The report listed a total of 227 environmental defenders murdered across the world in 2020, the deadliest year on record.

The report said the worst killings on record occurred in the Philippines where nine indigenous Tumandok tribe leaders and members were massacred on Dec. 30, 2020.

The incident also led to the arrest of 17 other indigenous people, all of whom have been vocal against the building of the Jalaur mega-dam project on the central Philippine island of Panay.

The report noted that a total of 166 land and environmental defenders were killed since Duterte assumed office in 2016 until the end of 2020.

Activists stage a demonstration outside the National Council of Churches in the Philippines building in Quezon City on Sunday, Jan. 17, 2021, to condemn the killings and arrest of members of the Tumandok tribe in the central Philippines in December. (Photo by Gil Nartea)
Activists stage a demonstration outside the National Council of Churches in the Philippines building in Quezon City on Sunday, Jan. 17, 2021, to condemn the killings and arrest of members of the Tumandok tribe in the central Philippines in December. (Photo by Gil Nartea)

Among the recommendations made by Global Witness are the recognition of the “right to a safe, healthy, and sustainable environment,” and the “protection of land and environmental defenders so that they can continue their actions without worrying about terror-tagging and murder.”
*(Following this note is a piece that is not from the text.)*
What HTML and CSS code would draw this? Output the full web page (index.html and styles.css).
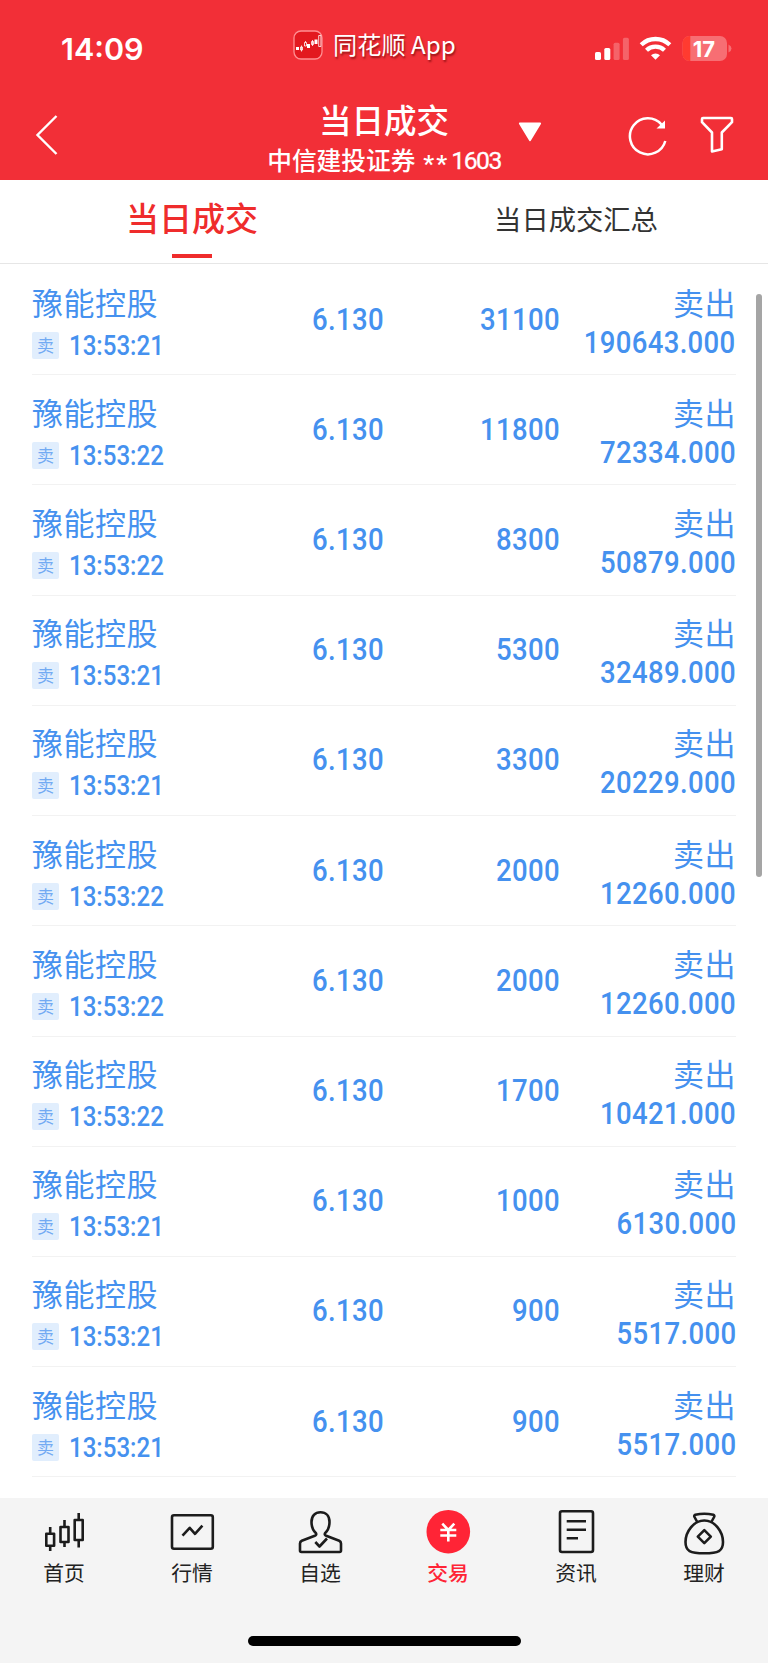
FILE: index.html
```html
<!DOCTYPE html>
<html lang="zh-CN">
<head>
    <meta charset="UTF-8">
    <meta name="viewport" content="width=device-width, initial-scale=1.0">
    <title>当日成交</title>
    <link rel="stylesheet" href="styles.css">
</head>
<body>
    <header class="header">
        <div class="status">
            <span class="clock">14:09</span>
            <div class="app">
                <svg class="app-icon" width="30" height="30" viewBox="0 0 30 30">
                    <rect x="1" y="1" width="28" height="28" rx="7" fill="#e3181f" stroke="#ff8f92" stroke-width="1.3"/>
                    <path d="M3 17h3v3H3zM14 14h3v4h-3zM21.500 9.500h3v4.500h-3z" fill="#fff"/>
                    <path d="M7.500 17h2v3h-2zM8.500 15.500v6M11.500 12.500h2v3.500h-2zM12.500 11v1.500M18.500 11.500h2v3h-2zM19.500 10v6M25.700 5.500h2.200v11h-2.200z" fill="none" stroke="#fff" stroke-width=".8"/>
                </svg>
                <span class="app-name">同花顺 App</span>
            </div>
            <svg class="signals" width="138" height="28" viewBox="0 0 138 28">
                <g fill="#fff">
                    <rect x="0" y="16" width="6" height="8" rx="1.600"/>
                    <rect x="9.300" y="12" width="6" height="12" rx="1.600"/>
                    <rect x="18.600" y="6.700" width="6" height="17.300" rx="1.600" opacity=".25"/>
                    <rect x="27.900" y="1.800" width="6" height="22.200" rx="1.600" opacity=".25"/>
                </g>
                <g fill="none" stroke="#fff" stroke-width="4.300">
                    <path d="M46.200 8.800a20.500 20.500 0 0 1 28.600 0"/>
                    <path d="M51.500 14.300a13 13 0 0 1 18 0"/>
                </g>
                <path d="M56 19.200a6.500 6.500 0 0 1 9 0L60.500 23.800z" fill="#fff"/>
                <rect x="87.500" y="0" width="44.500" height="25" rx="7" fill="#f76e73"/>
                <path d="M95.300 0v25h-.8a7 7 0 0 1-7-7V7a7 7 0 0 1 7-7z" fill="#ff3b30"/>
                <path d="M133.500 8.500q3 1.500 3 4t-3 4z" fill="#f76e73"/>
                <text x="109" y="20.500" text-anchor="middle" class="battery">17</text>
            </svg>
        </div>
        <div class="navbar">
            <svg class="back" width="24" height="42" viewBox="0 0 24 42">
                <path d="M21.500 2L2.500 21l19 19" fill="none" stroke="#fff" stroke-width="2.400"/>
            </svg>
            <div class="heading">
                <h1 class="title">当日成交</h1>
                <p class="account"><span>中信建投证券</span><span class="stars">**</span><span class="account-no">1603</span></p>
            </div>
            <svg class="caret" width="24" height="20" viewBox="0 0 24 20">
                <path d="M2 1.500h20L12 18z" fill="#fff" stroke="#fff" stroke-width="2.200" stroke-linejoin="round"/>
            </svg>
            <svg class="refresh" width="40" height="40" viewBox="0 0 40 40">
                <path d="M37.300 25A18 18 0 1 1 33.500 8.500" fill="none" stroke="#fff" stroke-width="2.500"/>
                <path d="M37 4.500v8h-8.500z" fill="#fff"/>
            </svg>
            <svg class="filter" width="34" height="38" viewBox="0 0 34 38">
                <path d="M3 2h28q1 0 1 1v3.200L21.800 16.500v16.800L12 35.500v-19L2 6.200V3q0-1 1-1z" fill="none" stroke="#fff" stroke-width="2.600" stroke-linejoin="round"/>
            </svg>
        </div>
    </header>

    <nav class="tabs">
        <a class="tab active">当日成交</a>
        <a class="tab">当日成交汇总</a>
    </nav>

    <main class="list">
        <div class="row">
            <div class="stock"><div class="name">豫能控股</div><div class="meta"><span class="tag">卖</span><span class="num time">13:53:21</span></div></div>
            <div class="num price">6.130</div>
            <div class="num qty">31100</div>
            <div class="deal"><div class="side">卖出</div><div class="num">190643.000</div></div>
        </div>
        <div class="row">
            <div class="stock"><div class="name">豫能控股</div><div class="meta"><span class="tag">卖</span><span class="num time">13:53:22</span></div></div>
            <div class="num price">6.130</div>
            <div class="num qty">11800</div>
            <div class="deal"><div class="side">卖出</div><div class="num">72334.000</div></div>
        </div>
        <div class="row">
            <div class="stock"><div class="name">豫能控股</div><div class="meta"><span class="tag">卖</span><span class="num time">13:53:22</span></div></div>
            <div class="num price">6.130</div>
            <div class="num qty">8300</div>
            <div class="deal"><div class="side">卖出</div><div class="num">50879.000</div></div>
        </div>
        <div class="row">
            <div class="stock"><div class="name">豫能控股</div><div class="meta"><span class="tag">卖</span><span class="num time">13:53:21</span></div></div>
            <div class="num price">6.130</div>
            <div class="num qty">5300</div>
            <div class="deal"><div class="side">卖出</div><div class="num">32489.000</div></div>
        </div>
        <div class="row">
            <div class="stock"><div class="name">豫能控股</div><div class="meta"><span class="tag">卖</span><span class="num time">13:53:21</span></div></div>
            <div class="num price">6.130</div>
            <div class="num qty">3300</div>
            <div class="deal"><div class="side">卖出</div><div class="num">20229.000</div></div>
        </div>
        <div class="row">
            <div class="stock"><div class="name">豫能控股</div><div class="meta"><span class="tag">卖</span><span class="num time">13:53:22</span></div></div>
            <div class="num price">6.130</div>
            <div class="num qty">2000</div>
            <div class="deal"><div class="side">卖出</div><div class="num">12260.000</div></div>
        </div>
        <div class="row">
            <div class="stock"><div class="name">豫能控股</div><div class="meta"><span class="tag">卖</span><span class="num time">13:53:22</span></div></div>
            <div class="num price">6.130</div>
            <div class="num qty">2000</div>
            <div class="deal"><div class="side">卖出</div><div class="num">12260.000</div></div>
        </div>
        <div class="row">
            <div class="stock"><div class="name">豫能控股</div><div class="meta"><span class="tag">卖</span><span class="num time">13:53:22</span></div></div>
            <div class="num price">6.130</div>
            <div class="num qty">1700</div>
            <div class="deal"><div class="side">卖出</div><div class="num">10421.000</div></div>
        </div>
        <div class="row">
            <div class="stock"><div class="name">豫能控股</div><div class="meta"><span class="tag">卖</span><span class="num time">13:53:21</span></div></div>
            <div class="num price">6.130</div>
            <div class="num qty">1000</div>
            <div class="deal"><div class="side">卖出</div><div class="num">6130.000</div></div>
        </div>
        <div class="row">
            <div class="stock"><div class="name">豫能控股</div><div class="meta"><span class="tag">卖</span><span class="num time">13:53:21</span></div></div>
            <div class="num price">6.130</div>
            <div class="num qty">900</div>
            <div class="deal"><div class="side">卖出</div><div class="num">5517.000</div></div>
        </div>
        <div class="row">
            <div class="stock"><div class="name">豫能控股</div><div class="meta"><span class="tag">卖</span><span class="num time">13:53:21</span></div></div>
            <div class="num price">6.130</div>
            <div class="num qty">900</div>
            <div class="deal"><div class="side">卖出</div><div class="num">5517.000</div></div>
        </div>
        <div class="scrollbar"></div>
    </main>

    <footer class="tabbar">
        <div class="items">
            <a class="item">
                <svg class="icon" viewBox="0 0 48 50">
                    <path d="M6.300 27.700h7.800v12H6.300zM10.200 21v6.700M10.200 39.700V45M20.500 21h8v15h-8zM24.500 14v7M24.500 36v5M34.700 14h8v20h-8zM38.700 7v7M38.700 34v7.500"/>
                </svg>
                <span>首页</span>
            </a>
            <a class="item">
                <svg class="icon" viewBox="0 0 48 50">
                    <rect x="4" y="9.300" width="40.800" height="33.500" rx="2"/>
                    <path d="M14.500 29.700l7.200-7.900 5.300 6 7.400-8.200"/>
                </svg>
                <span>行情</span>
            </a>
            <a class="item">
                <svg class="icon" viewBox="0 0 48 50">
                    <path d="M20 27.300C16.500 24 15.500 20 15.500 16c0-6 3.500-9.700 9-9.700s9 3.700 9 9.700c0 4-1 8-4.500 11.300q-.8 1.700 1.200 2.500l13 4.900q1.800.8 1.800 2.800v7q0 1.500-1.500 1.500h-38Q4 46 4 44.500v-7q0-2 1.800-2.800l13-4.900q2-.8 1.200-2.500z"/>
                    <path d="M19.300 36l4.200 4.500 7.500-8"/>
                </svg>
                <span>自选</span>
            </a>
            <a class="item current">
                <svg class="icon" viewBox="0 0 48 50">
                    <circle cx="24.300" cy="25.700" r="21.800" fill="#ff2436" stroke="none"/>
                    <path d="M18.300 17.700l6 6.300 6-6.300M16.300 24h16M16.300 29.500h16M24.300 24v11.500" stroke="#fff"/>
                </svg>
                <span>交易</span>
            </a>
            <a class="item">
                <svg class="icon" viewBox="0 0 48 50">
                    <rect x="8" y="5.300" width="33" height="40.700" rx="2"/>
                    <path d="M14.700 15.300H34M14.700 23.700H34M14.700 32.300H26"/>
                </svg>
                <span>资讯</span>
            </a>
            <a class="item">
                <svg class="icon" viewBox="0 0 48 50">
                    <path d="M17.500 16.500l-3-5.500q-.8-1.500.8-2.200 9-2.200 18 0 1.600.7.800 2.200l-3 5.500"/>
                    <path d="M24.300 14.500c10.500 0 18.700 11 18.700 21.500 0 9-4.500 11.300-18.700 11.300S5.500 45 5.500 36c0-10.500 8.300-21.500 18.800-21.500z"/>
                    <path d="M24.300 24.200l6.500 6.500-6.500 6.500-6.500-6.500z"/>
                </svg>
                <span>理财</span>
            </a>
        </div>
        <div class="home-bar"></div>
    </footer>
</body>
</html>
```
FILE: styles.css
```css
* { box-sizing: border-box; }
body { margin: 0; width: 768px; background: #fff; font-family: "Noto Sans CJK SC", sans-serif; color: #333; }
h1, p { margin: 0; }
svg { display: block; flex: none; }

/* header */
.header { height: 179.500px; background: #f22f37; color: #fff; }
.status { display: flex; height: 96px; padding: 30px 35px 0 61px; }
.clock { width: 232px; font: 600 30.500px/38px Inter, sans-serif; }
.app { display: flex; flex: 1; gap: 10px; }
.app-name { font-size: 24.200px; line-height: 27px; white-space: nowrap; text-shadow: 1px 2px 2px rgba(90, 0, 0, .6); }
.signals { margin-top: 6px; }
.battery { font: 700 22px Inter, sans-serif; fill: #fff; }
.navbar { display: flex; padding-left: 35px; }
.back { margin-top: 18px; }
.heading { width: 250px; margin-left: 200px; text-align: center; white-space: nowrap; }
.title { font-size: 32.500px; font-weight: 500; line-height: 46px; }
.account { display: flex; justify-content: center; font-size: 24.700px; font-weight: 500; line-height: 26px; margin-top: 4px; }
.stars { margin: 5px 2px 0 8px; font-family: Roboto, sans-serif; letter-spacing: 2px; }
.account-no { margin-top: 2px; font-family: Roboto, sans-serif; font-weight: 400; letter-spacing: -1.500px; -webkit-text-stroke: .3px #fff; }
.caret { margin: 26px 0 0 9px; }
.refresh { margin: 20px 0 0 86px; }
.filter { margin: 20px 0 0 32px; }

/* tabs */
.tabs { display: flex; height: 84.500px; border-bottom: 1px solid #e6e6e6; }
.tab { flex: 1; padding-top: 18px; font-size: 27.300px; line-height: 40px; text-align: center; }
.tab.active { display: flex; flex-direction: column; align-items: center; padding-top: 17px; font-size: 33px; font-weight: 500; color: #ef2c2c; }
.tab.active::after { content: ""; width: 40px; height: 4px; margin-top: 17px; background: #ef2c2c; }

/* trades */
.list { position: relative; height: 1234.300px; padding: 1px 32px 0; color: #4591ef; }
.row { display: grid; grid-template-columns: 200px 152px 176px minmax(0, 1fr); height: 110.220px; border-bottom: 1px solid #f2f2f2; white-space: nowrap; }
.name, .side { font-size: 31px; letter-spacing: .5px; line-height: 40px; padding-top: 16.500px; }
.meta { display: flex; align-items: center; margin-top: 10px; }
.tag { width: 27px; height: 27px; margin-right: 10px; border-radius: 2px; background: #e1eefd; font-size: 17px; line-height: 25px; text-align: center; color: #72aaf3; }
.num { font-family: Roboto, sans-serif; font-size: 32px; font-weight: 500; line-height: 40px; letter-spacing: .4px; text-align: right; transform: scaleX(.86); transform-origin: right; }
.price, .qty { padding-top: 33.500px; }
.deal { display: flex; flex-direction: column; align-items: flex-end; }
.time { font-size: 28px; line-height: 27px; letter-spacing: 0; transform-origin: left; }
.scrollbar { position: absolute; top: 30px; right: 6px; width: 6px; height: 583px; border-radius: 3px; background: #a5a5a5; }

/* bottom bar */
.tabbar { height: 164.700px; padding-top: 8px; background: #f4f4f4; }
.items { display: flex; }
.item { flex: 1; display: flex; flex-direction: column; align-items: center; font-size: 20.800px; line-height: 32px; color: #222; }
.item.current { color: #ff2436; font-weight: 500; }
.icon { width: 48px; height: 50px; fill: none; stroke: #1c1c1c; stroke-width: 2.600; stroke-linejoin: round; }
.home-bar { width: 273px; height: 10px; margin: 48px 0 0 248px; border-radius: 5px; background: #000; }
```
Almost a third of the killings worldwide were linked to logging, mining, large-scale agribusiness, hydroelectric dams and other infrastructure projects.

Since the Paris Agreement on climate change was signed in 2015, Global Witness noted that an average of four environment activists have been killed each week.

Logging was the industry linked to the most murders with 23 cases – with attacks in Brazil, Nicaragua, Peru, and the Philippines.

Indigenous peoples, most often on the frontline of climate change, accounted for a further one third of cases.

Chris Madden, senior campaigner for Global Witness, called on governments to “get serious about protecting defenders.”

He said companies must start “putting people and planet before profit’ or he warned that “both climate breakdown and the killings” would continue.